Facebook Redux

Last may, I discussed the downside to Web sites such as Facebook, (Facebook Nation) which has grown into a 500-million-strong social networking behemoth.

“ ‘Social Networking,’ ” I wrote, “that’s geek speak for sharing interests, photos and whatever-pops-into-your-head-at-any-given-moment to one or more individuals via the internet. (God forbid you should pick up a phone and/or actually interact with someone face to face.)”

I talked about the rise of cyber-bullying and that both kids and adults should carefully select which information they share and with whom.

Recently, Facebook has played an important role in uprisings in Tunisia, Egypt and Libya.
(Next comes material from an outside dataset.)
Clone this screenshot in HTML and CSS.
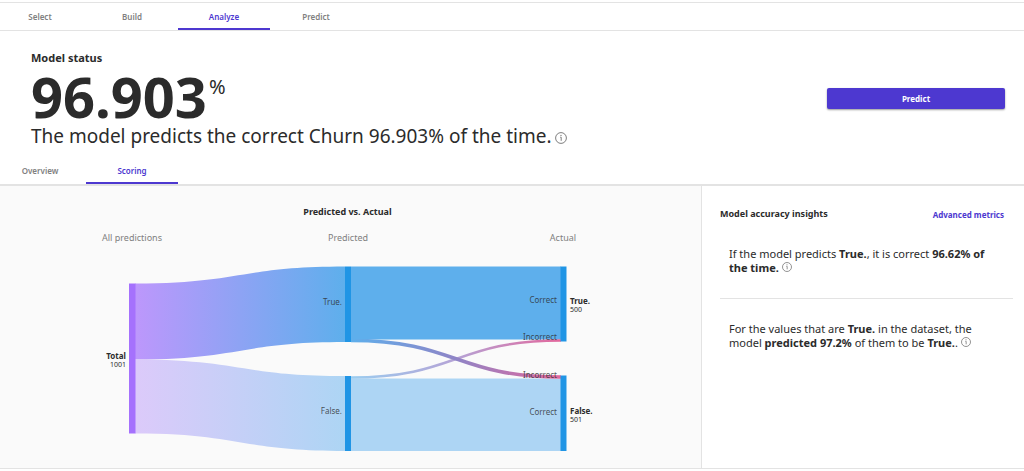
FILE: index.html
```
<!DOCTYPE html>
<html lang="en">
    <head>
        <meta charset="utf-8" />
        <meta name="viewport" content="width=device-width, initial-scale=1" />
        <title>Model status</title>
        <link rel="stylesheet" href="styles.css">
    </head>

    <body>
        <nav class="tabs main-tabs">
            <a href="#select">Select</a>
            <a href="#build">Build</a>
            <a href="#analyze" class="active">Analyze</a>
            <a href="#predict">Predict</a>
        </nav>

        <header class="status">
            <div>
                <h1>Model status</h1>
                <p class="score">96.903<span>%</span></p>
                <p class="summary">
                    The model predicts the correct Churn 96.903% of the time.
                    <svg class="info" viewBox="0 0 12 12"><use href="#info" /></svg>
                </p>
            </div>
            <button type="button" class="predict">Predict</button>
        </header>

        <nav class="tabs sub-tabs">
            <a href="#overview">Overview</a>
            <a href="#scoring" class="active">Scoring</a>
        </nav>

        <main>
            <section class="chart">
                <h2>Predicted vs. Actual</h2>
                <svg class="sankey" viewBox="0 0 701 246">
                    <defs>
                        <linearGradient id="total_true">
                            <stop offset="0" stop-color="#bd97fc" />
                            <stop offset="1" stop-color="#5eafec" />
                        </linearGradient>
                        <linearGradient id="total_false">
                            <stop offset="0" stop-color="#dccafa" />
                            <stop offset="1" stop-color="#add5f4" />
                        </linearGradient>
                        <linearGradient id="true_false" gradientUnits="userSpaceOnUse" x1="351" x2="561">
                            <stop offset="0" stop-color="#5eafec" />
                            <stop offset="0.5" stop-color="#8f84c6" />
                            <stop offset="1" stop-color="#e2679c" />
                        </linearGradient>
                        <linearGradient id="false_true" gradientUnits="userSpaceOnUse" x1="351" x2="561">
                            <stop offset="0" stop-color="#9bcdf0" />
                            <stop offset="0.5" stop-color="#b5a3d6" />
                            <stop offset="1" stop-color="#e2679c" />
                        </linearGradient>
                        <symbol id="info" viewBox="0 0 12 12">
                            <circle cx="6" cy="6" r="5.4" fill="none" stroke="currentColor" stroke-width="0.9" />
                            <path d="M5.2 5.2H6.2V8.8" fill="none" stroke="currentColor" stroke-width="0.9" />
                            <circle cx="6" cy="3.4" r="0.6" fill="currentColor" />
                        </symbol>
                    </defs>

                    <!-- Links. -->
                    <path fill="url(#total_true)" d="M135 61.5C240 61.5 240 44.5 345 44.5V120C240 120 240 137.5 135 137.5Z" />
                    <path fill="url(#total_false)" d="M135 137.5C240 137.5 240 154 345 154V229C240 229 240 211.5 135 211.5Z" />
                    <path fill="#5eafec" d="M351 44.5H561V117.5H351Z" />
                    <path fill="#add5f4" d="M351 156.5H561V229H351Z" />
                    <path class="cross" stroke="url(#false_true)" stroke-width="2.5" d="M351 155.5C456 155.5 456 118.5 561 118.5" />
                    <path class="cross" stroke="url(#true_false)" stroke-width="3.5" d="M351 118.5C456 118.5 456 155 561 155" />

                    <!-- Nodes. -->
                    <rect class="total" x="129" y="61.5" width="6.5" height="150" />
                    <rect class="node" x="345" y="44.5" width="6" height="75.5" />
                    <rect class="node" x="345" y="154" width="6" height="75" />
                    <rect class="node" x="560.5" y="44.5" width="6" height="75" />
                    <rect class="node" x="560.5" y="153.5" width="6" height="75.5" />

                    <g class="columns">
                        <text x="132" y="19">All predictions</text>
                        <text x="348" y="19">Predicted</text>
                        <text x="563" y="19">Actual</text>
                    </g>
                    <g class="labels">
                        <text x="342" y="83">True.</text>
                        <text x="342" y="192">False.</text>
                        <text x="557" y="81">Correct</text>
                        <text x="557" y="118">Incorrect</text>
                        <text x="557" y="156">Incorrect</text>
                        <text x="557" y="193">Correct</text>
                    </g>
                    <g class="counts">
                        <text x="126" y="137" class="name left">Total</text>
                        <text x="126" y="145" class="left">1001</text>
                        <text x="570" y="82" class="name">True.</text>
                        <text x="570" y="90">500</text>
                        <text x="570" y="192" class="name">False.</text>
                        <text x="570" y="200">501</text>
                    </g>
                </svg>
            </section>

            <aside class="insights">
                <div class="insights-header">
                    <h2>Model accuracy insights</h2>
                    <a href="#advanced">Advanced metrics</a>
                </div>
                <p>
                    If the model predicts <b>True.</b>, it is correct <b>96.62% of the time.</b>
                    <svg class="info" viewBox="0 0 12 12"><use href="#info" /></svg>
                </p>
                <p>
                    For the values that are <b>True.</b> in the dataset, the model <b>predicted 97.2%</b> of them to be <b>True.</b>.
                    <svg class="info" viewBox="0 0 12 12"><use href="#info" /></svg>
                </p>
            </aside>
        </main>
    </body>
</html>
```

FILE: styles.css
```
* {
    box-sizing: border-box;
}

body {
    margin: 0;
    padding-top: 2px;
    font-family: 'Noto Sans', 'Open Sans', sans-serif;
    color: #2b2b2b;
    background-color: white;
}

h1,
h2,
p {
    margin: 0;
}

a {
    color: #4d38d0;
    text-decoration: none;
}

.tabs {
    display: flex;
    padding-left: 86px;
    border-bottom: 1px solid #e3e3e3;
}

.tabs a {
    width: 92px;
    height: 27px;
    border-bottom: 2px solid transparent;
    font-size: 8px;
    font-weight: 600;
    line-height: 27px;
    text-align: center;
    color: #808080;
}

.tabs a:first-child {
    margin-left: -92px;
}

.tabs a.active {
    color: #4d38d0;
    border-bottom-color: #4d38d0;
}

.main-tabs {
    border-top: 1px solid #e3e3e3;
}

.sub-tabs {
    border-bottom-width: 2px;
}

.status {
    display: flex;
    align-items: center;
    justify-content: space-between;
    padding: 18px 19px 10px 31px;
}

h1 {
    font-size: 11px;
    line-height: 18px;
}

.score {
    display: flex;
    font-size: 56px;
    font-weight: bold;
    line-height: 58px;
}

.score span {
    padding-left: 2px;
    font-size: 20px;
    font-weight: normal;
    line-height: 40px;
}

.summary {
    font-size: 19px;
    line-height: 22px;
}

.info {
    width: 10px;
    height: 10px;
    color: #707070;
}

.summary .info {
    width: 12px;
    height: 12px;
    margin-left: -1px;
    vertical-align: -1px;
}

.predict {
    width: 178px;
    height: 21px;
    padding: 0;
    border: 0;
    border-radius: 2px;
    font-family: inherit;
    font-size: 8px;
    font-weight: bold;
    color: white;
    background-color: #4d38d0;
    box-shadow: 0 1px 2px rgba(0, 0, 0, 0.4);
}

main {
    display: flex;
    border-bottom: 1px solid #e3e3e3;
}

.chart {
    flex: 1;
    padding-top: 18px;
    background-color: #fafafa;
}

h2 {
    font-size: 9px;
    line-height: 16px;
}

.chart h2 {
    padding: 0 6px 2px 0;
    text-align: center;
}

.sankey {
    display: block;
    width: 100%;
    font-size: 8px;
}

.cross {
    fill: none;
}

.total {
    fill: #a571fd;
}

.node {
    fill: #2095e5;
}

.columns {
    font-size: 9px;
    text-anchor: middle;
    fill: #808080;
}

.labels {
    text-anchor: end;
    fill: #2b2b2b;
    fill-opacity: 0.8;
}

.counts {
    font-size: 7px;
    fill: #2b2b2b;
}

.name {
    font-size: 8px;
    font-weight: bold;
}

.left {
    text-anchor: end;
}

.insights {
    width: 323px;
    padding: 20px 11px 0 18px;
    border-left: 1px solid #e3e3e3;
}

.insights-header {
    display: flex;
    align-items: center;
    justify-content: space-between;
    padding-right: 9px;
}

.insights-header a {
    font-size: 8px;
    font-weight: bold;
}

.insights p {
    padding: 25px 9px 23px;
    font-size: 11px;
    line-height: 14px;
}

.insights p + p {
    border-top: 1px solid #e3e3e3;
    padding-top: 23px;
}
```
Protestors in Egypt used Facebook to not only rally supporters to their cause but organize meetings and announce gatherings.

However, in spite of all the change taking place in the Middle East, “Facebook does not want to be seen as picking sides for fear that some countries — like Syria, where it just gained a foothold — would impose restrictions on its use or more closely monitor users, according to some company executives who spoke on the condition of anonymity because they were discussing internal business,” The New York Times reports.

The popular site faces a dilemma all its own. Facebook has a firm policy whereby users are required to sign up using their real identities. Clearly, this presents problems for those organizing uprisings and wanting to topple governments.

“Facebook shut down one of the most popular Egyptian Facebook protest pages in November because Wael Ghonim, a Google executive who emerged as a symbol of the revolt, had used a pseudonym to create a profile as one of the administrators of the page, a violation of Facebook’s terms of service.

“With Egypt’s emergency law in place limiting freedom of speech, Mr. Ghonim might have put himself and the other organizers at risk if they were discovered at that time. Activists scrambled to find another administrator to get the page back up and running. And when Egyptian government authorities did figure out Mr. Ghonim’s role with the Facebook page that helped promote the Jan. 25 protest in Tahrir Square, he was imprisoned for 12 days.”

Imagine what steps the British government would have taken against protestors like Sam and John Adams, Franklin, Jefferson and Washington had the Founding Fathers had access to Facebook. Imagine no Tea Party in Boston, perhaps no Lexington or Concord. How quickly would the British have jailed the protestors and caused the Colonists to rethink the whole idea of independence?

“…Senator Richard J. Durbin,” the Times wrote, “urged Facebook to take “immediate and tangible steps” to help protect democracy and human rights activists who use its services, including addressing concerns about not being able to use pseudonyms.

“In a letter to Mark Zuckerberg, Facebook’s chief executive, Mr. Durbin said the recent events in Egypt and Tunisia had highlighted the costs and benefits of social tools to democracy and human rights advocates. ‘I am concerned that the company does not have adequate safeguards in place to protect human rights and avoid being exploited by repressive governments,’ Durbin wrote.”

More recently, after the earthquake and tsunami in Japan, citizens used social networking sites like Twitter and Facebook have helped find friends, relatives as well as emergency resources.

“Twitter posted a guide,” The Times wrote, “for users in Japan over the weekend to help people get information and communicate as broadly as possible with friends and family in the earthquake’s aftermath, offering tips and resources in both Japanese and English.

“Google introduced its People Finder app that allows people, in both English and Japanese, to provide and exchange information on missing people. They also started a crisis response page, with Google maps and useful links to message boards and emergency information.”

This is the real genius behind social networking.  A low-cost tool that can literally save lives by bringing desperately needed help. Let’s just remember that, absent a crisis, we use this tool responsibly.